-- Begin --

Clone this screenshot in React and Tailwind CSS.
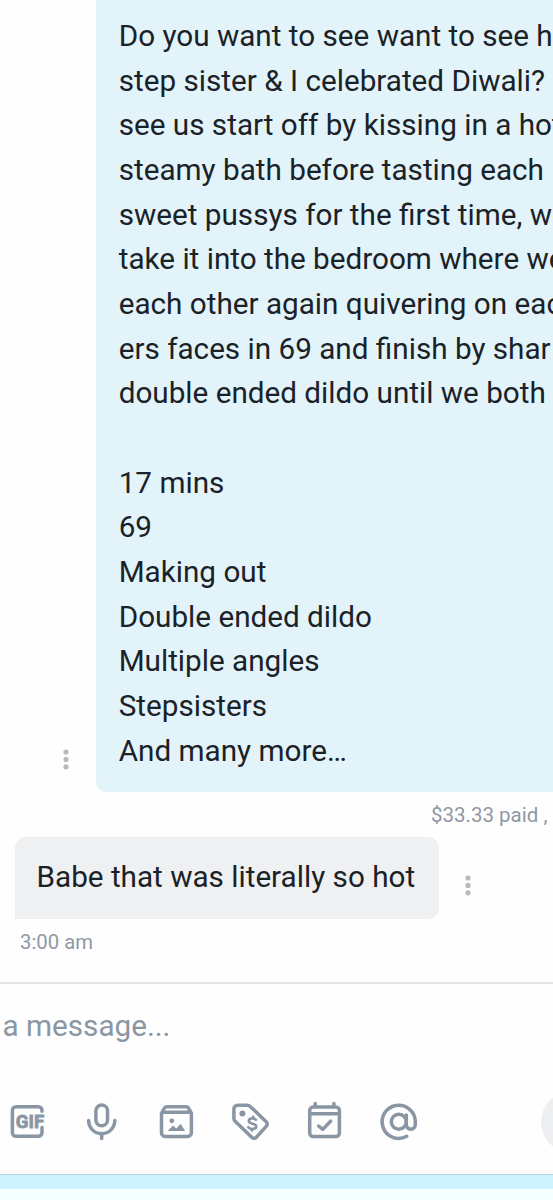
import { clsx } from 'clsx';

const messageLines = [
    'Do you want to see want to see h',
    'step sister & I celebrated Diwali?',
    'see us start off by kissing in a hot',
    'steamy bath before tasting each',
    'sweet pussys for the first time, w',
    'take it into the bedroom where we',
    'each other again quivering on eac',
    'ers faces in 69 and finish by shar',
    'double ended dildo until we both',
    '',
    '17 mins',
    '69',
    'Making out',
    'Double ended dildo',
    'Multiple angles',
    'Stepsisters',
    'And many more…',
];

function MoreButton({ className }) {
    return (
        <button type="button" aria-label="More" className={clsx('shrink-0', className)}>
            <svg width="6" height="21" viewBox="0 0 6 21" fill="#b6bac0">
                <circle cx="3" cy="3" r="2.6" />
                <circle cx="3" cy="10.4" r="2.6" />
                <circle cx="3" cy="17.8" r="2.6" />
            </svg>
        </button>
    );
}

function ToolIcon({ label, children }) {
    return (
        <button type="button" aria-label={label} className="shrink-0">
            <svg
                width="44"
                height="44"
                viewBox="0 0 44 44"
                fill="none"
                stroke="#8a96a3"
                strokeWidth="3.5"
                strokeLinecap="round"
                strokeLinejoin="round"
            >
                {children}
            </svg>
        </button>
    );
}

export default function App() {
    return (
        <div className="flex h-[1200px] w-[553px] flex-col overflow-hidden bg-[#fefefe] font-['Roboto',sans-serif] text-[29.68px] leading-[44.67px] text-[#1b2227]">
            <div className="flex h-[792px] shrink-0 items-end">
                <MoreButton className="mb-[22.500px] ml-[63.400px] mr-[27px]" />
                <div className="h-full w-[560px] shrink-0 rounded-bl-[10px] bg-[#e2f3fa] pl-[22.300px] pt-[14px]">
                    {messageLines.map((line, i) => (
                        <p key={i} className="h-[44.67px] whitespace-nowrap">{line}</p>
                    ))}
                </div>
            </div>

            <div className="flex h-[45px] shrink-0 pl-[431px] pt-[1px] text-[20.5px] text-[#8f98a3]">
                <span className="whitespace-nowrap">$33.33 paid ,</span>
            </div>

            <div className="flex h-[82px] shrink-0 items-end pl-[14.500px]">
                <div className="h-full w-[424px] rounded-[11px] rounded-bl-none bg-[#eff0f2] pl-[22px] pt-[18px]">
                    <p className="whitespace-nowrap">Babe that was literally so hot</p>
                </div>
                <MoreButton className="mb-[23px] ml-[26.500px]" />
            </div>
            <div className="h-[63px] shrink-0 pl-[20px] pt-[1px] text-[20.3px] text-[#8f98a3]">3:00 am</div>

            <div className="flex h-[192px] shrink-0 flex-col border-t-2 border-[#e2e4e5]">
                <p className="h-[116px] pl-[2.500px] pt-[20px] text-[#8a96a3]">a message...</p>
                <div className="flex items-start">
                    <div className="flex w-[541px] shrink-0 gap-[30.3px] pl-[6px]">
                        <ToolIcon label="GIF">
                            <path d="M36 11.300v-.9a3.700 3.700 0 0 0-3.700-3.700H10.100a3.700 3.700 0 0 0-3.700 3.700v22.200a3.700 3.700 0 0 0 3.700 3.700H32.300a3.700 3.700 0 0 0 3.700-3.700v-5.200" />
                            <text
                                x="9.800"
                                y="28.200"
                                textLength="28.400"
                                lengthAdjust="spacingAndGlyphs"
                                className="font-['Roboto',sans-serif] text-[19px] font-bold"
                                fill="#8a96a3"
                                stroke="#8a96a3"
                                strokeWidth="0.8"
                            >
                                GIF
                            </text>
                        </ToolIcon>
                        <ToolIcon label="Voice">
                            <rect x="15.900" y="5" width="11.600" height="20.800" rx="5.800" />
                            <path d="M8.600 20.600a13.100 13.100 0 0 0 26.200 0M21.700 33.600v5" />
                        </ToolIcon>
                        <ToolIcon label="Vault">
                            <path d="M6.500 13.200l2.400-4.500c.6-1.200 1.400-1.900 2.700-1.900h19.700c1.300 0 2.100.7 2.700 1.900l2.400 4.500v19.500a3.700 3.700 0 0 1-3.700 3.700H10.200a3.700 3.700 0 0 1-3.700-3.700zM7.500 12.200h27.900" />
                            <circle cx="16.800" cy="20.800" r="2.400" fill="#8a96a3" stroke="none" />
                            <path d="M12.800 31l5.100-5.400 3.400 3 4.300-4.900 4.500 7.300z" fill="#8a96a3" stroke="none" />
                        </ToolIcon>
                        <ToolIcon label="Price">
                            <path d="M4.900 8.900a3.700 3.700 0 0 1 3.700-3.700h9.600c1.200 0 2.200.4 3 1.200l16 15.300a3.200 3.200 0 0 1 0 4.700L27.500 37.200a3.400 3.400 0 0 1-4.800 0L6.100 21.300a3.700 3.700 0 0 1-1.200-2.700z" />
                            <circle cx="13.400" cy="13.600" r="3" fill="#8a96a3" stroke="none" />
                            <path d="M26.900 19.800c-.8-1-2-1.400-3.400-1.400-2.200 0-3.700.9-3.700 2.600 0 3.600 7.500 1.700 7.500 5.300 0 1.800-1.600 2.700-3.900 2.700-1.700 0-3.200-.6-4.100-1.800M24.200 16.800v1.500M22.900 29.100v1.500" strokeWidth="2.600" />
                        </ToolIcon>
                        <ToolIcon label="Schedule">
                            <rect x="6.700" y="6.900" width="29.700" height="29.500" rx="3.400" />
                            <path d="M6.700 13.700h29.700M12.200 3.600v3M30.900 3.600v3M15.600 26l4.200 3.400 7.800-8.200" />
                        </ToolIcon>
                        <ToolIcon label="Mention">
                            <circle cx="21.800" cy="21.700" r="7.500" />
                            <path d="M29.300 15v9.600a4.500 4.500 0 0 0 9 .2V21.700A16.600 16.600 0 1 0 29.800 36.300" />
                        </ToolIcon>
                    </div>
                    <button type="button" aria-label="Send" className="-mt-[9px] size-[62px] shrink-0 rounded-full bg-[#edeef0]" />
                </div>
            </div>

            <div className="h-[15px] shrink-0 border-t border-[#b5d3dc] bg-[#cdf4fd]" />
            <div className="grow bg-[#f5ffff]" />
        </div>
    );
}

-- End --

> [What the exercise asks] Would you return the data exactly as written, without the pictures?

> [The output]
Clone this screenshot in React and Tailwind CSS.
import { clsx } from 'clsx';

const messageLines = [
    'Do you want to see want to see h',
    'step sister & I celebrated Diwali?',
    'see us start off by kissing in a hot',
    'steamy bath before tasting each',
    'sweet pussys for the first time, w',
    'take it into the bedroom where we',
    'each other again quivering on eac',
    'ers faces in 69 and finish by shar',
    'double ended dildo until we both',
    '',
    '17 mins',
    '69',
    'Making out',
    'Double ended dildo',
    'Multiple angles',
    'Stepsisters',
    'And many more…',
];

function MoreButton({ className }) {
    return (
        <button type="button" aria-label="More" className={clsx('shrink-0', className)}>
            <svg width="6" height="21" viewBox="0 0 6 21" fill="#b6bac0">
                <circle cx="3" cy="3" r="2.6" />
                <circle cx="3" cy="10.4" r="2.6" />
                <circle cx="3" cy="17.8" r="2.6" />
            </svg>
        </button>
    );
}

function ToolIcon({ label, children }) {
    return (
        <button type="button" aria-label={label} className="shrink-0">
            <svg
                width="44"
                height="44"
                viewBox="0 0 44 44"
                fill="none"
                stroke="#8a96a3"
                strokeWidth="3.5"
                strokeLinecap="round"
                strokeLinejoin="round"
            >
                {children}
            </svg>
        </button>
    );
}

export default function App() {
    return (
        <div className="flex h-[1200px] w-[553px] flex-col overflow-hidden bg-[#fefefe] font-['Roboto',sans-serif] text-[29.68px] leading-[44.67px] text-[#1b2227]">
            <div className="flex h-[792px] shrink-0 items-end">
                <MoreButton className="mb-[22.500px] ml-[63.400px] mr-[27px]" />
                <div className="h-full w-[560px] shrink-0 rounded-bl-[10px] bg-[#e2f3fa] pl-[22.300px] pt-[14px]">
                    {messageLines.map((line, i) => (
                        <p key={i} className="h-[44.67px] whitespace-nowrap">{line}</p>
                    ))}
                </div>
            </div>

            <div className="flex h-[45px] shrink-0 pl-[431px] pt-[1px] text-[20.5px] text-[#8f98a3]">
                <span className="whitespace-nowrap">$33.33 paid ,</span>
            </div>

            <div className="flex h-[82px] shrink-0 items-end pl-[14.500px]">
                <div className="h-full w-[424px] rounded-[11px] rounded-bl-none bg-[#eff0f2] pl-[22px] pt-[18px]">
                    <p className="whitespace-nowrap">Babe that was literally so hot</p>
                </div>
                <MoreButton className="mb-[23px] ml-[26.500px]" />
            </div>
            <div className="h-[63px] shrink-0 pl-[20px] pt-[1px] text-[20.3px] text-[#8f98a3]">3:00 am</div>

            <div className="flex h-[192px] shrink-0 flex-col border-t-2 border-[#e2e4e5]">
                <p className="h-[116px] pl-[2.500px] pt-[20px] text-[#8a96a3]">a message...</p>
                <div className="flex items-start">
                    <div className="flex w-[541px] shrink-0 gap-[30.3px] pl-[6px]">
                        <ToolIcon label="GIF">
                            <path d="M36 11.300v-.9a3.700 3.700 0 0 0-3.700-3.700H10.100a3.700 3.700 0 0 0-3.700 3.700v22.200a3.700 3.700 0 0 0 3.700 3.700H32.300a3.700 3.700 0 0 0 3.700-3.700v-5.200" />
                            <text
                                x="9.800"
                                y="28.200"
                                textLength="28.400"
                                lengthAdjust="spacingAndGlyphs"
                                className="font-['Roboto',sans-serif] text-[19px] font-bold"
                                fill="#8a96a3"
                                stroke="#8a96a3"
                                strokeWidth="0.8"
                            >
                                GIF
                            </text>
                        </ToolIcon>
                        <ToolIcon label="Voice">
                            <rect x="15.900" y="5" width="11.600" height="20.800" rx="5.800" />
                            <path d="M8.600 20.600a13.100 13.100 0 0 0 26.200 0M21.700 33.600v5" />
                        </ToolIcon>
                        <ToolIcon label="Vault">
                            <path d="M6.500 13.200l2.400-4.500c.6-1.200 1.400-1.900 2.700-1.900h19.700c1.300 0 2.100.7 2.700 1.900l2.400 4.500v19.500a3.700 3.700 0 0 1-3.700 3.700H10.200a3.700 3.700 0 0 1-3.700-3.700zM7.500 12.200h27.900" />
                            <circle cx="16.800" cy="20.800" r="2.400" fill="#8a96a3" stroke="none" />
                            <path d="M12.800 31l5.100-5.400 3.400 3 4.300-4.900 4.500 7.300z" fill="#8a96a3" stroke="none" />
                        </ToolIcon>
                        <ToolIcon label="Price">
                            <path d="M4.900 8.900a3.700 3.700 0 0 1 3.700-3.700h9.600c1.200 0 2.200.4 3 1.200l16 15.300a3.200 3.200 0 0 1 0 4.700L27.500 37.200a3.400 3.400 0 0 1-4.800 0L6.100 21.300a3.700 3.700 0 0 1-1.200-2.700z" />
                            <circle cx="13.400" cy="13.600" r="3" fill="#8a96a3" stroke="none" />
                            <path d="M26.900 19.800c-.8-1-2-1.400-3.400-1.400-2.200 0-3.700.9-3.700 2.600 0 3.600 7.500 1.700 7.500 5.300 0 1.800-1.600 2.700-3.900 2.700-1.700 0-3.200-.6-4.100-1.800M24.200 16.800v1.500M22.900 29.100v1.500" strokeWidth="2.600" />
                        </ToolIcon>
                        <ToolIcon label="Schedule">
                            <rect x="6.700" y="6.900" width="29.700" height="29.500" rx="3.400" />
                            <path d="M6.700 13.700h29.700M12.200 3.600v3M30.900 3.600v3M15.600 26l4.200 3.400 7.800-8.200" />
                        </ToolIcon>
                        <ToolIcon label="Mention">
                            <circle cx="21.800" cy="21.700" r="7.500" />
                            <path d="M29.300 15v9.600a4.500 4.500 0 0 0 9 .2V21.700A16.600 16.600 0 1 0 29.800 36.300" />
                        </ToolIcon>
                    </div>
                    <button type="button" aria-label="Send" className="-mt-[9px] size-[62px] shrink-0 rounded-full bg-[#edeef0]" />
                </div>
            </div>

            <div className="h-[15px] shrink-0 border-t border-[#b5d3dc] bg-[#cdf4fd]" />
            <div className="grow bg-[#f5ffff]" />
        </div>
    );
}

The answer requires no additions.